My high school team in Sri Lanka consistently had one of the best school rugby teams in the country. For a few years they had a coach who carried the desire for fast, attacking play to the extreme. The players were forbidden from doing the standard defensive move of kicks to touch to relieve pressure even when they were deep in their own territory or even behind their own goal line. They always had to run and pass the ball. This gave their opponents chances to win ugly because since they knew that our team would not kick the ball to touch, they could anticipate better what our team would do and move their own defensive players into attacking positions.

So while my school team was the most fun to watch, and they won a lot because the coach was very talented in teaching them how to play this type of game and motivating them to do so, they were vulnerable to opponents who executed a careful game plan that could exploit the lack of defensive plays.

Comments

  1. Rob Grigjanis says

    While fans of rugby who have no strong partisan allegiances will clearly prefer the fast, open style because it is so entertaining, those who are ardent supporters of their team will undoubtedly prefer an ugly win to a pretty loss.

    I take some issue with that. The degree to which one enjoys a match depends a lot on one’s knowledge of the game. I get the entertainment value of fast, open play. But I also appreciate the dedication and tactical nous required to grind out a victory, especially against a flair side.

    BTW, a drop goal is a thing of beauty and consummate skill.

  2. John Morales says

    Pretty sure any true sportsman wants to win; winning ugly is winning, losing beautifully is losing.

    “This attacking style is fun to watch.”
    vs
    “This game is definitely not as exciting to watch”

    Generalising, but of course de gustibus and stuff.

    In days of chess gone by, it was like trying to compare Petrosian with Tal.

    (Dour defence and positional strangulation vs mad attacking skillz and brilliances)

  3. markp8703 says

    Nitpick: Ford’s amazing game where he scored all of England’s 27 points was England’s first game in the 2023 Rugby World Cup, against Argentina. England played all but three minutes of the game with only 14 players and, I think, played very nicely.
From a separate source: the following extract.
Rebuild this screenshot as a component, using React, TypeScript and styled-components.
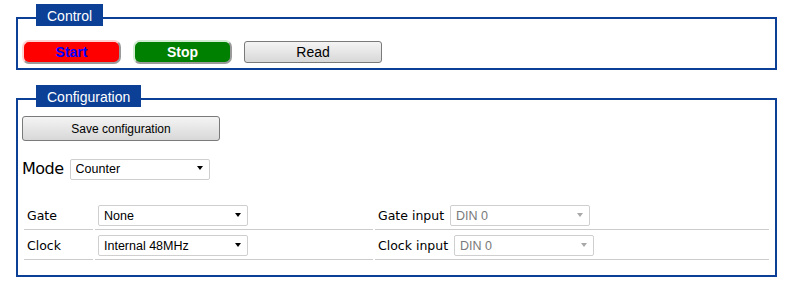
import styled, { createGlobalStyle } from "styled-components";

const BLUE = "#0c3f96";

const GlobalStyle = createGlobalStyle`
    body {
        margin: 0;
        background: #ffffff;
        font-family: "DejaVu Sans", Verdana, sans-serif;
    }
`

const Page = styled.div`
    padding: 4px 18px 0 16px;
`

const Panel = styled.fieldset<{ $gap?: number }>`
    margin: 0 0 ${p => p.$gap ?? 0}px 0;
    padding: 0 4px ${p => (p.$gap ? 4 : 13)}px 4px;
    border: 2px solid ${BLUE};
    min-width: 0;
`

const Legend = styled.legend`
    margin-left: 14px;
    padding: 4px 11px 0 11px;
    height: 18px;
    line-height: 18px;
    background: ${BLUE};
    background-clip: padding-box;
    border-bottom: 6px solid transparent;
    box-sizing: content-box;
    color: #ffffff;
    font: 14px "Liberation Sans", Arial, sans-serif;
`

const ButtonRow = styled.div`
    display: flex;
    align-items: center;
    gap: 12px;
    padding-top: 8px;
`

const ColorButton = styled.button<{ $bg: string; $fg: string; $hi: string }>`
    width: 99px;
    height: 24px;
    padding: 0;
    border: 2px solid;
    border-color: ${p => p.$hi} #9a9a9a #9a9a9a ${p => p.$hi};
    border-radius: 7px;
    background: ${p => p.$bg};
    color: ${p => p.$fg};
    font: bold 14px "Liberation Sans", Arial, sans-serif;
`

const GreyButton = styled.button<{ $w: number; $h: number; $size: number }>`
    width: ${p => p.$w}px;
    height: ${p => p.$h}px;
    padding: 0;
    border: 1px solid #7a7a7a;
    border-radius: 3px;
    background: linear-gradient(#f4f4f4, #e6e6e6 50%, #d8d8d8);
    color: #000000;
    font: ${p => p.$size}px "Liberation Sans", Arial, sans-serif;
`

const SaveButton = styled(GreyButton)`
    margin-top: 3px;
    display: block;
`

const ModeRow = styled.div`
    display: flex;
    align-items: center;
    gap: 6px;
    margin-top: 17px;
    height: 21px;
`

const ModeLabel = styled.span`
    font-size: 16px;
    letter-spacing: -0.5px;
    color: #000000;
`

const SelectBox = styled.span<{ $w: number; $off?: boolean }>`
    position: relative;
    display: inline-block;
    width: ${p => p.$w}px;
    height: 21px;
    vertical-align: middle;

    &::after {
        content: "";
        position: absolute;
        right: 7px;
        top: 8px;
        border-left: 3.5px solid transparent;
        border-right: 3.5px solid transparent;
        border-top: 4px solid ${p => (p.$off ? "#a8a8a8" : "#000000")};
        pointer-events: none;
    }
`

const Select = styled.select`
    appearance: none;
    width: 100%;
    height: 100%;
    margin: 0;
    padding: 0 0 0 5px;
    border: 1px solid #cfcfcf;
    border-radius: 2px;
    background: #ffffff;
    color: #000000;
    font: 12.5px "Liberation Sans", Arial, sans-serif;

    &:disabled {
        color: #7a7a7a;
        opacity: 1;
    }
`

const Table = styled.table`
    width: 100%;
    margin-top: 21px;
    border-spacing: 2px;
    table-layout: fixed;
`

const Cell = styled.td<{ $w?: number }>`
    width: ${p => (p.$w ? p.$w + "px" : "auto")};
    height: 27px;
    padding: 0 3px;
    border-bottom: 1px solid #cccccc;
    font-size: 12.5px;
    color: #000000;
    white-space: nowrap;
`

const InlineLabel = styled.span`
    margin-right: 6px;
    vertical-align: middle;
`

const DropDown = ({ w, value, off }: { w: number; value: string; off?: boolean }) => (
    <SelectBox $w={w} $off={off}>
        <Select disabled={off} defaultValue={value}>
            <option>{value}</option>
        </Select>
    </SelectBox>
)

const ROWS = [
    { label: "Gate", value: "None", input: "Gate input" },
    { label: "Clock", value: "Internal 48MHz", input: "Clock input" },
]

export default function App() {
    return (
        <Page>
            <GlobalStyle />
            <Panel $gap={15}>
                <Legend>Control</Legend>
                <ButtonRow>
                    <ColorButton $bg="#ff0000" $fg="#0000ff" $hi="#ffd2d2">Start</ColorButton>
                    <ColorButton $bg="#008000" $fg="#ffffff" $hi="#d2ecd2">Stop</ColorButton>
                    <GreyButton $w={138} $h={22} $size={14}>Read</GreyButton>
                </ButtonRow>
            </Panel>

            <Panel>
                <Legend>Configuration</Legend>
                <SaveButton $w={198} $h={25} $size={12}>Save configuration</SaveButton>
                <ModeRow>
                    <ModeLabel>Mode</ModeLabel>
                    <DropDown w={140} value="Counter" />
                </ModeRow>
                <Table>
                    <tbody>
                        {ROWS.map(r => (
                            <tr key={r.label}>
                                <Cell $w={63}>{r.label}</Cell>
                                <Cell $w={272}>
                                    <DropDown w={150} value={r.value} />
                                </Cell>
                                <Cell>
                                    <InlineLabel>{r.input}</InlineLabel>
                                    <DropDown w={140} value="DIN 0" off />
                                </Cell>
                            </tr>
                        ))}
                    </tbody>
                </Table>
            </Panel>
        </Page>
    )
}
    The game against Japan was a lacklustre affair, with England only starting to play decent rugby in the last 20 or so minutes.

  4. Holms says

    #2 son
    To any AFL viewer, that kick is extremely meh. And drop goals in rugby look to be so easy as to be cheating.

  5. sonofrojblake says

    @Holms, #5:
    Aussie rules posts are 6.4m apart. Rugby posts are 5.6m apart -- so 13% narrower.
    Rugby posts have a horizontal crossbar 3m above the ground. Aussie rules posts… don’t. So the targets are different.

    Are Aussie rules players really regularly dropping goals that clear the ground by three or four metres, dead centre, from 67 yards out? (We don’t get the games here in the UK any more -- we used to, in the early days of Channel 4. In those good old days you could watch American football, Aussie rules, sumo and kabaddi.)

  6. sonofrojblake says

    (aside: I don’t play and as a rule don’t watch rugby. I never really understood why, if what Lydon did in that clip is legal, why most teams don’t score most of their points that way. I have to assume it’s because it’s much harder than it looks…)

  7. Rob Grigjanis says

    Holms @5: In rugby, a drop goal can only be scored using a drop kick, in which the ball has to hit the ground before it is kicked. My understanding is that drop kicks have all but disappeared from AFL. Perhaps you’re confusing drop kick with drop punt (in which the ball is kicked before it bounces). That is an easier kick.

  8. Holms says

    #6 sonof
    …From directly in front of the goals, and under no pressure from opposition? Not guaranteed by any stretch and I will take back ‘extremely meh’, but also not out of the ordinary.

  9. Rob Grigjanis says

    Once the preferred method of conveying the ball over long distances, the drop kick has been superseded by the drop punt as a more accurate means of delivering the ball to a fellow player.[33] Drop kicks were last regularly used in the 1970s, and by that time mostly for kicking in after a behind and very rarely in general play.[34] AFL historian and statistician Col Hutchison believes that Sam Newman was the last player to kick a set-shot goal with a drop kick, in 1980, although goals in general play from a drop kick do occur on rare occasions, including subsequent goals by players such as Alastair Lynch and Darren Bewick.[35] Hutchison says drop kicks were phased out of the game by Norm Smith in defence due to their risky nature; Ron Barassi, a player Smith coached, took this onboard for his own coaching career, banning it for all but Barry Cable, who, according to Hutchison, was a “magnificent disposer of the ball”.